L'auteur analyse la montée du sionisme en Europe et rappelle qu'en 1789,
Clermont-Tonnerre au nom des droits de l'homme déclara le 23 décembre « Il faut tout refuser aux Juifs comme nation; tout leur accorder comme individu» alors que pour l'abbé Maury « le mot juif est le nom d'une nation qui a ses lois, qui les a toujours suivies et qui veut encore les suivre » (p. 65). Il décrit la campagne de presse à Paris de Theodor Herzl, correspondant de la Nouvelle Presse Libre de Vienne, auteur en français de L’ÉtatJuif (der Judenstaat) qui le rendra populaire; cependant , comme l'indique Georges Samné dans La Syrie (Brossard 1920) «les juifs occidentaux ne voulaient voir dans Israël qu'une religion et craignaient que le sionisme ne rouvrît les voies de l'antisémitisme » (p. 72) ; de ce fait « la très grande majorité des juifs français était assimilationniste » (p. 194). En Grande-Bretagne même, des personnalités juives, David Alexander, Claude Montefiore, Edwin Montagu avaient fondé un Comité juif antisioniste » en 1917 (p. 201).
Mais en 1897, le premier Congrès juif à Bâle fonde l'organisation sioniste qui se réunira annuellement par la suite. Le mouvement se scinda en deux, un sionisme pratique défendu par Weizmann et un sionisme politique soutenu par Max Nordau (Pest 1849), disciple de Herzl. Weizmann, russe d'origine et qui était chimiste, fournit à Churchill 30 000 tonnes d'acétone indispensable pour l'industrie de guerre (p. 150). L'Angleterre d'ailleurs avait voulu, dès 1907, inclure la Palestine dans le système de défense anglais orienté vers l'Inde. Après la capitulation ottomane à Jérusalem, Georges Picot et Mark Sykes sont nommés hauts commissaires ; G. Picot avertit son ministre Stephen Pichon le 11 février 1918 de ce que « l'Administration en Palestine comprend une majorité de Juifs levantins » (p. 275).
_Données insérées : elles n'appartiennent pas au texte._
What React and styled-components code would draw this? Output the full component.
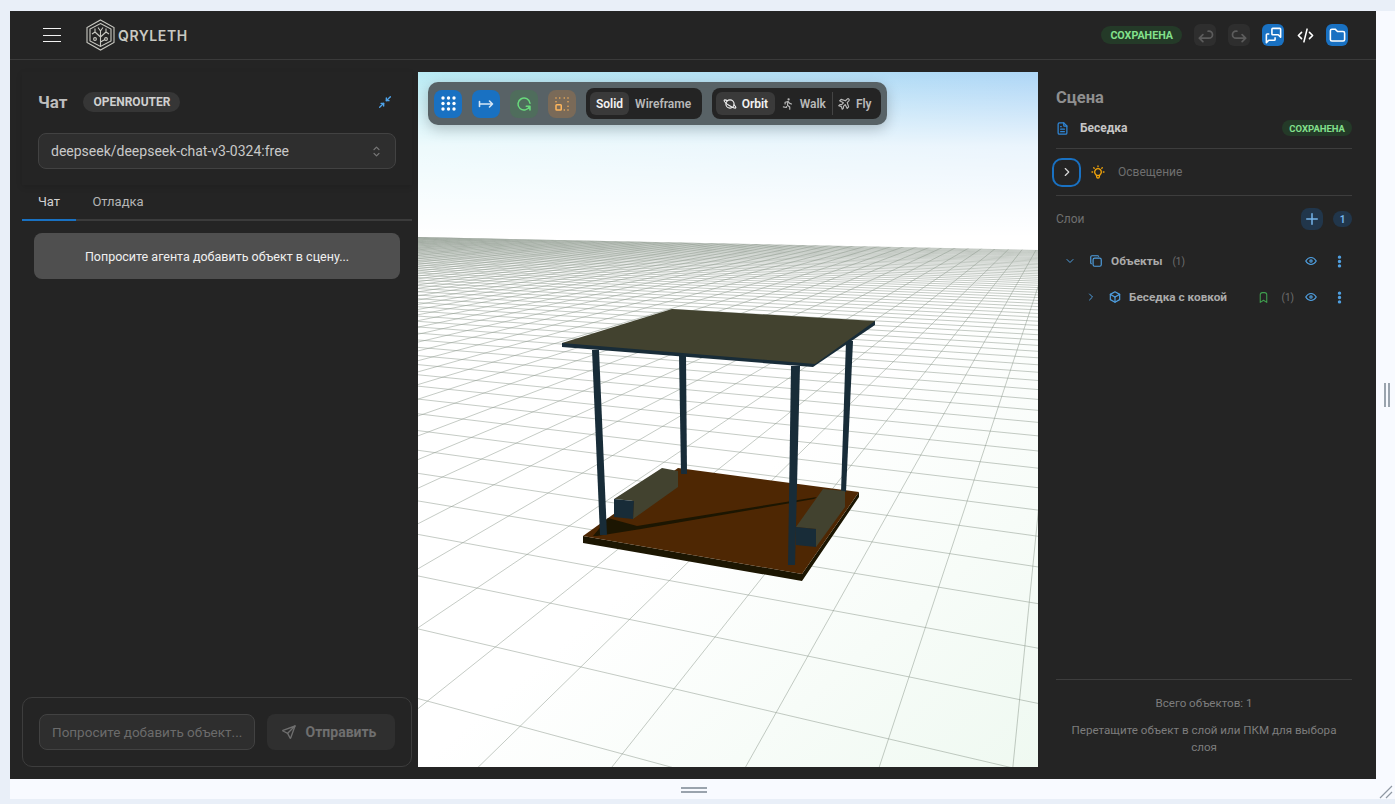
import React from 'react'
import styled, { createGlobalStyle } from 'styled-components'
import {
  TbArrowBack, TbArrowForward, TbMessages, TbCode, TbFolder, TbArrowsDiagonalMinimize2, TbSelector,
  TbFileText, TbChevronRight, TbChevronDown, TbBulb, TbPlus, TbCopy, TbEye, TbDotsVertical, TbBox,
  TbBookmark, TbSend, TbRotate, TbBoxAlignBottomLeft, TbPlanet, TbRun, TbPlaneTilt,
} from 'react-icons/tb'

const GlobalStyle = createGlobalStyle`
  html, body { margin: 0; padding: 0; background: #e9eff8; overflow: hidden; }
  body { font-family: "Roboto", "Noto Sans", sans-serif; }
  * { box-sizing: border-box; }
`

const Page = styled.div`
  width: 1395px;
  height: 804px;
  padding: 11px 0 5px 10px;
`
const Shell = styled.div`
  position: relative;
  width: 100%;
  height: 100%;
  background: #f8faff;
`
const Frame = styled.div`
  width: 1366px;
  height: 768px;
  background: #242424;
  display: flex;
  flex-direction: column;
`
const Header = styled.header`
  height: 49px;
  flex: none;
  border-bottom: 1px solid #3a3a3a;
  display: flex;
  align-items: center;
  padding: 0 28px 0 33px;
`
const Burger = styled.div`
  width: 18px;
  height: 14px;
  display: flex;
  flex-direction: column;
  justify-content: space-between;
  margin-right: 25px;
  span { display: block; height: 1px; background: #f2f2f2; }
`
const Brand = styled.div`
  display: flex;
  align-items: center;
  gap: 3px;
  color: #c9c9c2;
  font-family: "Inter", sans-serif;
  font-size: 14px;
  font-weight: 600;
  letter-spacing: 0.6px;
`
const Spacer = styled.div`
  flex: 1;
`
const Badge = styled.span`
  display: inline-flex;
  align-items: center;
  justify-content: center;
  border-radius: 10px;
  background: #243a28;
  color: #83e08c;
  font-size: ${p => p.$small ? '9.5px' : '10.7px'};
  font-weight: 700;
  height: ${p => p.$small ? '16px' : '18px'};
  padding: 0 ${p => p.$small ? 7 : 9}px;
`
const HeaderButtons = styled.div`
  display: flex;
  align-items: center;
  gap: 12px;
  margin-left: 12px;
`
const IconButton = styled.div`
  width: 22px;
  height: 22px;
  margin: 0 ${p => p.$tight ? '-2px' : '0'};
  border-radius: 6px;
  display: flex;
  align-items: center;
  justify-content: center;
  background: ${p => p.$bg || 'transparent'};
  color: ${p => p.$color || '#fff'};
  font-size: ${p => p.$size || 19}px;
`
const Body = styled.div`
  flex: 1;
  display: flex;
  min-height: 0;
`
const ChatPanel = styled.aside`
  width: 408px;
  flex: none;
  display: flex;
  flex-direction: column;
  padding: 12px 6px 12px 12px;
`
const ChatHead = styled.div`
  display: flex;
  flex-direction: column;
  padding: 20px 16px 16px;
  box-shadow: 0 2px 6px rgba(0, 0, 0, 0.12);
`
const TitleRow = styled.div`
  display: flex;
  align-items: center;
  height: 20px;
  margin-bottom: 21px;
`
const ChatTitle = styled.div`
  color: #bdbdbd;
  font-size: 17px;
  font-weight: 700;
  margin-right: 16px;
`
const GrayPill = styled.span`
  background: #363636;
  color: #d0d0d0;
  font-size: 12px;
  font-weight: 700;
  border-radius: 10px;
  height: 20px;
  padding: 0 10px;
  display: inline-flex;
  align-items: center;
`
const Collapse = styled.div`
  color: #4ea3ea;
  font-size: 16px;
  display: flex;
  margin-right: 3px;
`
const ModelSelect = styled.div`
  height: 36px;
  width: 358px;
  border-radius: 8px;
  background: #2e2e2e;
  border: 1px solid #424242;
  color: #c9c9c9;
  font-size: 14px;
  display: flex;
  align-items: center;
  justify-content: space-between;
  padding: 0 11px 0 12px;
  svg { color: #777; font-size: 15px; }
`
const Tabs = styled.div`
  display: flex;
  border-bottom: 2px solid #3b3b3b;
  height: 37px;
  margin-top: -1px;
`
const Tab = styled.div`
  width: ${p => p.$w}px;
  font-size: 13px;
  text-align: center;
  color: ${p => p.$active ? '#d2d2d2' : '#b5b5b5'};
  line-height: 36px;
  height: 37px;
  border-bottom: 2px solid ${p => p.$active ? '#1971c2' : 'transparent'};
`
const Hint = styled.div`
  margin: 12px 12px 0;
  height: 46px;
  width: 366px;
  border-radius: 8px;
  background: #4f4f4f;
  color: #f0f0f0;
  font-size: 12.5px;
  display: flex;
  align-items: center;
  justify-content: center;
`
const Composer = styled.div`
  margin-top: auto;
  height: 70px;
  border: 1px solid #3d3d3d;
  border-radius: 10px;
  display: flex;
  align-items: center;
  gap: 12px;
  padding: 0 16px;
`
const Input = styled.div`
  width: 216px;
  height: 36px;
  border-radius: 8px;
  background: #2e2e2e;
  border: 1px solid #424242;
  color: #6b6b6b;
  font-size: 13.5px;
  display: flex;
  align-items: center;
  padding: 0 12px;
  white-space: nowrap;
`
const Send = styled.div`
  width: 128px;
  height: 36px;
  border-radius: 8px;
  background: #2f2f2f;
  color: #6f6f6f;
  font-size: 14px;
  font-weight: 700;
  display: flex;
  align-items: center;
  justify-content: center;
  gap: 9px;
  padding-right: 5px;
  svg { font-size: 16px; }
`
const Viewport = styled.main`
  position: relative;
  width: 620px;
  flex: none;
  margin: 12px 0;
  overflow: hidden;
  background: #fff;
`
const Scene = styled.svg`
  display: block;
  width: 620px;
  height: 695px;
`
const Toolbar = styled.div`
  position: absolute;
  top: 10px;
  left: 10px;
  height: 43px;
  border-radius: 10px;
  background: #586266;
  box-shadow: 0 4px 14px rgba(0, 0, 0, 0.22);
  display: flex;
  align-items: center;
  padding: 0 6px;
  gap: 10px;
`
const ToolButton = styled.div`
  width: 28px;
  height: 28px;
  border-radius: 8px;
  display: flex;
  align-items: center;
  justify-content: center;
  background: ${p => p.$bg};
  color: ${p => p.$color};
  font-size: 18px;
`
const Segment = styled.div`
  height: 31px;
  border-radius: 8px;
  background: #242424;
  display: flex;
  align-items: center;
  padding: 0 5px 0 4px;
`
const SegItem = styled.div`
  height: 23px;
  border-radius: 6px;
  padding: 0 ${p => p.$pad ?? 6}px;
  display: flex;
  align-items: center;
  gap: 5px;
  background: ${p => p.$active ? '#3a3a3a' : 'transparent'};
  color: ${p => p.$active ? '#f2f2f2' : '#b9b9b9'};
  font-size: 12px;
  font-weight: 600;
  svg { font-size: 14px; }
`
const SegDivider = styled.div`
  width: 1px;
  height: 23px;
  background: #444;
`
const ScenePanel = styled.aside`
  flex: 1;
  display: flex;
  flex-direction: column;
  padding: 28px 24px 23px 18px;
`
const SceneTitle = styled.div`
  color: #8f8f8f;
  font-size: 16.5px;
  font-weight: 700;
  line-height: 20px;
  margin-bottom: 11px;
`
const FileRow = styled.div`
  display: flex;
  align-items: center;
  height: 18px;
  color: #c6c6c6;
  font-size: 12px;
  font-weight: 700;
  gap: 10px;
  svg { color: #2f86d6; font-size: 15px; margin-left: -1px; }
  span:last-child { margin-left: auto; }
`
const Rule = styled.div`
  height: 1px;
  background: #3d3d3d;
  flex: none;
  margin-top: ${p => p.$top || 0}px;
`
const LightRow = styled.div`
  height: 46px;
  display: flex;
  align-items: center;
  color: #6f6f6f;
  font-size: 12px;
`
const Toggle = styled.div`
  width: 29px;
  height: 29px;
  margin-left: -4px;
  border: 2px solid #1971c2;
  border-radius: 10px;
  color: #d8d8d8;
  display: flex;
  align-items: center;
  justify-content: center;
  font-size: 14px;
  margin-right: 9px;
`
const Bulb = styled.div`
  display: flex;
  color: #f0a30a;
  font-size: 16px;
  margin-right: 12px;
`
const LayersHead = styled.div`
  display: flex;
  align-items: center;
  height: 22px;
  margin-top: 12px;
  margin-bottom: 13px;
  color: #6f6f6f;
  font-size: 12px;
  gap: 10px;
`
const AddLayer = styled.div`
  width: 22px;
  height: 22px;
  margin-left: auto;
  border-radius: 8px;
  background: #21364b;
  color: #74b4ea;
  font-size: 18px;
  display: flex;
  align-items: center;
  justify-content: center;
`
const CountPill = styled.span`
  width: 19px;
  height: 16px;
  border-radius: 8px;
  background: #21364b;
  color: #74b4ea;
  font-size: 10px;
  font-weight: 700;
  display: flex;
  align-items: center;
  justify-content: center;
`
const TreeRow = styled.div`
  display: flex;
  align-items: center;
  height: 36px;
  padding-left: ${p => p.$indent}px;
  padding-right: 5px;
  color: #ababab;
  font-size: 11.8px;
  font-weight: 700;
`
const Chevron = styled.span`
  display: flex;
  color: #4f9fe0;
  font-size: 12px;
  width: ${p => p.$w}px;
`
const TreeIcon = styled.span`
  display: flex;
  color: #4f9fe0;
  font-size: 14px;
  width: ${p => p.$w}px;
`
const TreeCount = styled.span`
  color: #6f6f6f;
  font-weight: 400;
  font-size: 10px;
  margin-left: ${p => p.$left || 0};
`
const RowAction = styled.span`
  display: flex;
  color: ${p => p.$color || '#4f9fe0'};
  font-size: ${p => p.$size || 14}px;
  margin-left: ${p => p.$left || 0};
  svg { stroke-width: ${p => p.$heavy ? 3.5 : 2}; }
`
const SceneFoot = styled.div`
  margin-top: auto;
  text-align: center;
  color: #7d7d7d;
  font-size: 11.6px;
  line-height: 17px;
`
const FootTotal = styled.div`
  padding: 15px 0 10px;
`
const FootNote = styled.div`
  padding: 0 10px;
`
const SideHandle = styled.div`
  position: absolute;
  left: 1374px;
  top: 372px;
  width: 6px;
  height: 24px;
  border-left: 2px solid #9aa3ad;
  border-right: 2px solid #9aa3ad;
`
const BottomHandle = styled.div`
  position: absolute;
  left: 671px;
  top: 776px;
  width: 26px;
  height: 6px;
  border-top: 2px solid #9aa3ad;
  border-bottom: 2px solid #9aa3ad;
`
const Corner = styled.svg`
  position: absolute;
  right: 2px;
  bottom: 0;
`

// grid crossings read off the screenshot: [u, v, x, y] in page pixels
const crossings = [
  [0, 0, 854.7, 573.3], [1, 0, 938.7, 586.7], [2, 0, 1029, 602.3],
  [0, 1, 833.3, 610.7], [1, 1, 925.3, 627.7], [2, 1, 1025, 646],
  [0, 2, 808, 656], [1, 2, 909.3, 676.7], [2, 2, 1019.3, 699.3], [1, 3, 888.7, 739],
  [-3, 2, 550.3, 603.3], [-4, 2, 476.3, 588.3], [-3, 3, 495.3, 647.3], [-2, 3, 580.7, 667.3],
  [-4, 3, 418, 627.7], [-3, 4, 427.3, 701.3], [-2, 4, 519.7, 726],
]

const solve = (a, b) => {
  const n = b.length
  const m = a.map((r, i) => [...r, b[i]])
  for (let i = 0; i < n; i++) {
    let p = i
    for (let k = i + 1; k < n; k++) if (Math.abs(m[k][i]) > Math.abs(m[p][i])) p = k
    ;[m[i], m[p]] = [m[p], m[i]]
    for (let k = 0; k < n; k++) {
      if (k === i) continue
      const f = m[k][i] / m[i][i]
      for (let j = i; j <= n; j++) m[k][j] -= f * m[i][j]
    }
  }
  return m.map((r, i) => r[n] / r[i])
}

// least squares homography from grid indices to viewport pixels
const fitHomography = () => {
  const rows = []
  const rhs = []
  crossings.forEach(([u, v, px, py]) => {
    const x = px - 418
    const y = py - 72
    rows.push([u, v, 1, 0, 0, 0, -u * x, -v * x]); rhs.push(x)
    rows.push([0, 0, 0, u, v, 1, -u * y, -v * y]); rhs.push(y)
  })
  const ata = Array.from({ length: 8 }, (_, i) => Array.from({ length: 8 }, (_, j) =>
    rows.reduce((s, r) => s + r[i] * r[j], 0)))
  const atb = Array.from({ length: 8 }, (_, i) => rows.reduce((s, r, k) => s + r[i] * rhs[k], 0))
  return solve(ata, atb)
}

const H = fitHomography()
const weight = (u, v) => H[6] * u + H[7] * v + 1
const project = (u, v) => {
  const w = weight(u, v)
  return [(H[0] * u + H[1] * v + H[2]) / w, (H[3] * u + H[4] * v + H[5]) / w]
}

const REACH = 140
const MIN_W = 0.15

const gridPath = () => {
  let d = ''
  const seg = (a, b) => {
    const wa = weight(a[0], a[1])
    const wb = weight(b[0], b[1])
    if (wa < MIN_W && wb < MIN_W) return
    let s = a
    let e = b
    if (wa < MIN_W) {
      const t = (MIN_W - wa) / (wb - wa)
      s = [a[0] + t * (b[0] - a[0]), a[1] + t * (b[1] - a[1])]
    } else if (wb < MIN_W) {
      const t = (MIN_W - wa) / (wb - wa)
      e = [a[0] + t * (b[0] - a[0]), a[1] + t * (b[1] - a[1])]
    }
    const p = project(s[0], s[1])
    const q = project(e[0], e[1])
    d += `M${p[0].toFixed(1)} ${p[1].toFixed(1)}L${q[0].toFixed(1)} ${q[1].toFixed(1)}`
  }
  for (let i = -REACH; i <= REACH; i++) {
    seg([i, -REACH], [i, REACH])
    seg([-REACH, i], [REACH, i])
  }
  return d
}

function SceneView() {
  return (
    <Scene viewBox="0 0 620 695">
      <defs>
        <linearGradient id="skyTint" x1="0" y1="0" x2="1" y2="0">
          <stop offset="0" stopColor="#b9ebf4" />
          <stop offset="1" stopColor="#aed6f6" />
        </linearGradient>
        <linearGradient id="skyFade" x1="0" y1="0" x2="0" y2="1">
          <stop offset="0" stopColor="#fff" stopOpacity="0" />
          <stop offset="0.45" stopColor="#fff" stopOpacity="0.75" />
          <stop offset="1" stopColor="#fff" stopOpacity="1" />
        </linearGradient>
        <linearGradient id="ground" x1="0" y1="0" x2="1" y2="1">
          <stop offset="0.5" stopColor="#ffffff" />
          <stop offset="1" stopColor="#eff9f1" />
        </linearGradient>
        <clipPath id="plane">
          <polygon points="0,165 620,178 620,695 0,695" />
        </clipPath>
      </defs>
      <rect width="620" height="180" fill="url(#skyTint)" />
      <rect width="620" height="165" fill="url(#skyFade)" />
      <rect y="164" width="620" height="20" fill="#fff" />
      <polygon points="0,165 620,178 620,695 0,695" fill="url(#ground)" />
      <g clipPath="url(#plane)">
        <path d={gridPath()} fill="none" stroke="#8a968b" strokeWidth="0.5" />
      </g>

      {/* floor slab */}
      <polygon points="165,464 384,502 441,420 441,425 384,509 165,471" fill="#1c1602" />
      <polygon points="165,464 384,502 441,420 260,396" fill="#4e2703" />
      <polygon points="175,464 190,446 219,454 399,425 396,427 223,457 179,464" fill="#1c1602" />
      {/* back posts */}
      <polygon points="261,283 268,283 269,402 263,402" fill="#182c38" />
      <polygon points="428,269 435,269 428,420 423,420" fill="#182c38" />
      {/* benches */}
      <polygon points="196,427 244,396 260,399 260,415 215,447 216,429" fill="#42422f" />
      <polygon points="196,427 216,429 215,447 196,445" fill="#182c38" />
      <polygon points="405,417 427,419 427,435 398,475 398,457 378,455" fill="#42422f" />
      <polygon points="378,455 398,457 398,475 378,473" fill="#182c38" />
      {/* front posts */}
      <polygon points="174,278 181,278 189,463 182,463" fill="#182c38" />
      <polygon points="373,294 382,294 377,493 370,493" fill="#182c38" />
      {/* roof */}
      <polygon points="144,271 144,275 395,295 457,253 457,249" fill="#182c38" />
      <polygon points="144,271 397,292 457,249 254,237" fill="#42422f" />
    </Scene>
  )
}

function Logo() {
  return (
    <svg width="29" height="32" viewBox="0 0 29 32" fill="none" stroke="#c9c9c2" strokeWidth="1.1">
      <path d="M14.5 1 28 8.5V23.5L14.5 31 1 23.5V8.5Z" />
      <path d="M14.5 4.5 25 10V22L14.5 27.5 4 22V10Z" />
      <path d="M14.5 27.5V12M14.5 18 9 13M14.5 18 20 13M9 13 6 15M9 13V9.5M20 13 23 15M20 13V9.5M14.5 12 12 8.5M14.5 12 17 8.5M14.5 23 19 20.5" />
      <circle cx="20" cy="20" r="1.4" />
      <circle cx="9" cy="20" r="1.4" />
    </svg>
  )
}

function DotGrid() {
  const dots = []
  for (let r = 0; r < 3; r++) for (let c = 0; c < 3; c++) dots.push(<circle key={`${r}-${c}`} cx={3 + c * 5.5} cy={3 + r * 5.5} r="1.7" />)
  return <svg width="17" height="17" viewBox="0 0 17 17" fill="#fff">{dots}</svg>
}

function MeasureArrow() {
  return (
    <svg width="18" height="18" viewBox="0 0 18 18" fill="none" stroke="#d6e6f5" strokeWidth="1.6" strokeLinecap="round" strokeLinejoin="round">
      <path d="M2.5 6.5v5M2.5 9h13M12.5 6l3 3-3 3" />
    </svg>
  )
}

export default function App() {
  return (
    <>
      <GlobalStyle />
      <Page>
        <Shell>
          <Frame>
            <Header>
              <Burger><span /><span /><span /></Burger>
              <Brand><Logo />QRYLETH</Brand>
              <Spacer />
              <Badge>СОХРАНЕНА</Badge>
              <HeaderButtons>
                <IconButton $bg="#2e2e2e" $color="#5c5c5c" $size={21}><TbArrowBack /></IconButton>
                <IconButton $bg="#2e2e2e" $color="#5c5c5c" $size={21}><TbArrowForward /></IconButton>
                <IconButton $bg="#1971c2"><TbMessages /></IconButton>
                <IconButton $tight><TbCode /></IconButton>
                <IconButton $bg="#1971c2"><TbFolder /></IconButton>
              </HeaderButtons>
            </Header>
            <Body>
              <ChatPanel>
                <ChatHead>
                  <TitleRow>
                    <ChatTitle>Чат</ChatTitle>
                    <GrayPill>OPENROUTER</GrayPill>
                    <Spacer />
                    <Collapse><TbArrowsDiagonalMinimize2 /></Collapse>
                  </TitleRow>
                  <ModelSelect>deepseek/deepseek-chat-v3-0324:free<TbSelector /></ModelSelect>
                </ChatHead>
                <Tabs>
                  <Tab $active $w={54}>Чат</Tab>
                  <Tab $w={84}>Отладка</Tab>
                </Tabs>
                <Hint>Попросите агента добавить объект в сцену...</Hint>
                <Composer>
                  <Input>Попросите добавить объект...</Input>
                  <Send><TbSend />Отправить</Send>
                </Composer>
              </ChatPanel>
              <Viewport>
                <SceneView />
                <Toolbar>
                  <ToolButton $bg="#1971c2" $color="#fff"><DotGrid /></ToolButton>
                  <ToolButton $bg="#1971c2" $color="#fff"><MeasureArrow /></ToolButton>
                  <ToolButton $bg="#4f6d5c" $color="#69db7c"><TbRotate /></ToolButton>
                  <ToolButton $bg="#7a6a58" $color="#ffb65c"><TbBoxAlignBottomLeft /></ToolButton>
                  <Segment>
                    <SegItem $active>Solid</SegItem>
                    <SegItem>Wireframe</SegItem>
                  </Segment>
                  <Segment>
                    <SegItem $active $pad={6.5}><TbPlanet />Orbit</SegItem>
                    <SegItem $pad={6}><TbRun />Walk</SegItem>
                    <SegDivider />
                    <SegItem $pad={4}><TbPlaneTilt />Fly</SegItem>
                  </Segment>
                </Toolbar>
              </Viewport>
              <ScenePanel>
                <SceneTitle>Сцена</SceneTitle>
                <FileRow>
                  <TbFileText />
                  <span>Беседка</span>
                  <Badge $small>СОХРАНЕНА</Badge>
                </FileRow>
                <Rule $top={11} />
                <LightRow>
                  <Toggle><TbChevronRight /></Toggle>
                  <Bulb><TbBulb /></Bulb>
                  Освещение
                </LightRow>
                <Rule />
                <LayersHead>
                  Слои
                  <AddLayer><TbPlus /></AddLayer>
                  <CountPill>1</CountPill>
                </LayersHead>
                <TreeRow $indent={8}>
                  <Chevron $w={25}><TbChevronDown /></Chevron>
                  <TreeIcon $w={22}><TbCopy /></TreeIcon>
                  Объекты
                  <TreeCount $left="10px">(1)</TreeCount>
                  <RowAction $left="auto"><TbEye /></RowAction>
                  <RowAction $left="14px" $size={15} $heavy><TbDotsVertical /></RowAction>
                </TreeRow>
                <TreeRow $indent={29}>
                  <Chevron $w={23}><TbChevronRight /></Chevron>
                  <TreeIcon $w={21}><TbBox /></TreeIcon>
                  Беседка с ковкой
                  <RowAction $left="auto" $color="#3f9d4e" $size={13}><TbBookmark /></RowAction>
                  <TreeCount $left="11px">(1)</TreeCount>
                  <RowAction $left="10px"><TbEye /></RowAction>
                  <RowAction $left="14px" $size={15} $heavy><TbDotsVertical /></RowAction>
                </TreeRow>
                <SceneFoot>
                  <Rule />
                  <FootTotal>Всего объектов: 1</FootTotal>
                  <FootNote>Перетащите объект в слой или ПКМ для выбора слоя</FootNote>
                </SceneFoot>
              </ScenePanel>
            </Body>
          </Frame>
          <SideHandle />
          <BottomHandle />
          <Corner width="14" height="14" viewBox="0 0 14 14" stroke="#8f98a3" strokeWidth="1.2">
            <path d="M1 13 13 1M7 13 13 7" />
          </Corner>
        </Shell>
      </Page>
    </>
  )
}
Le rôle des États-Unis sur ce plan est souligné par M. Prévost qui montre que Washington contribua à l'éviction de la France jugée (déjà) trop favorable aux Palestiniens, par le fait de la « conquête par les banques juives américaines du centre de décision des États-Unis alors que la Grande-Bretagne frôle la catastrophe » (p. 14) si bien que lorsque Lord Balfour vient en Amérique emprunter aux banques juives (p. 209) pour sauver la livre anglaise, il devra donner des gages à l'immigration juive en Palestine. L'auteur relève que plusieurs
hauts-fonctionnaires américains étaient sionistes (p. 219) comme le juge Brandeis, Bernard Baruch, directeur du ministère de l'Armement, Jules Klein du département du Commerce, de Félix et Paul Warburg de la Banque fédérale de réserve.
Cet ouvrage était nécessaire pour comprendre l'incidence de la Déclaration Balfour, que Londres et Washington soutenaient tandis que Paris se montrait réticent, sur l'effacement de la France du Proche-Orient au XXe siècle et la création de l’État d'Israël. Une bibliographie surtout francophone (une 2e édition devra corriger l'orthographe de l'auteur célèbre de La Syrie (1920) Georges Samné et non «Sanné», p. 72 et 500) et un index des noms, complètent utilement l'ouvrage.